During the async period, gather and review:

  • A copy of the data dictionary (or absence thereof)
  • A schema dump from the primary database (pg_dump -s, mysqldump --no-data, or similar)
  • A sample of 100 rows from each of 2-3 representative tables
  • A sample of the audit log (last 7 days)
  • Any existing data quality reports

Use SDC Agents SMB for rapid introspection:

sdc-agents introspect run \
  --datasource client_main \
  --output-format json

The 13-field column metadata returned by introspection answers half the assessment questions automatically: - Nullable counts → Constraint Enforcement evidence - Sample value variance → Schema Integrity evidence - Identifier column detection → Semantic Identity evidence - Detected anomalies → Direct evidence for the report

Privacy note: Run introspection in the client's environment, never copy raw data to your laptop.
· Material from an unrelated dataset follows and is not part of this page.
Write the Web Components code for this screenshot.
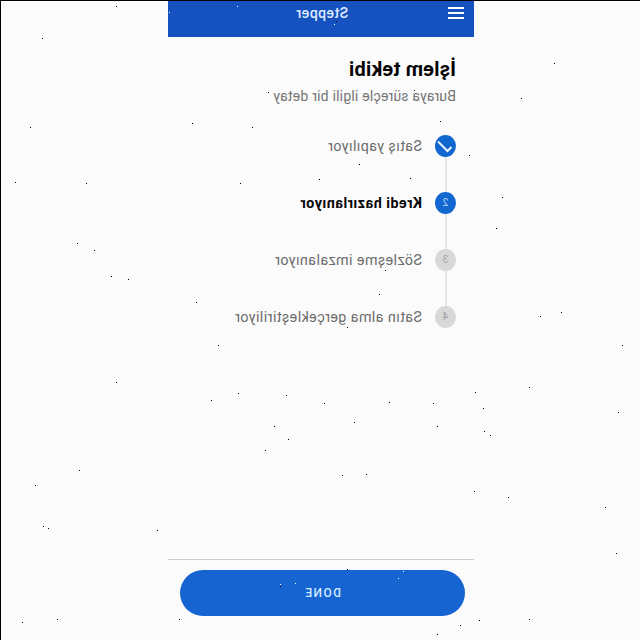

The SDC Agents SMB datasource access boundary is designed for this — it returns metadata only.


3.5 Documenting Findings

For each dimension, capture:

Dimension: [name]
Working score: [1-5]
Evidence:
  - [Quote or observation 1]
  - [Quote or observation 2]
  - [Artifact reference]
Confidence: [High / Medium / Low]
Notes:
  - [Anything that might shift the score during validation]

Use the provided template templates/findings_worksheet.md. Do not invent your own format. The downstream scoring tool expects this structure.


3.6 Handling Scope Ambiguity

You will encounter clients with 14 systems and no clear boundary. Pick a scope and stick to it. The map is for a defined data estate, not for "the company." If the client has 3 distinct lines of business, do 3 separate maps.

Red flags that scope is too broad: - You cannot list the in-scope systems on one page - Different stakeholders give wildly different answers to the same question - The interview runs over 2 hours

If you hit those, pause, and re-scope before continuing.


Module 3 Exercise

Read the fictional intake brief in exercises/case_atlas_legal.md. Draft an interview agenda and identify which 3 questions you would ask first in each dimension. Identify which artifacts you would request for the async review. Time yourself — this should take 30 minutes.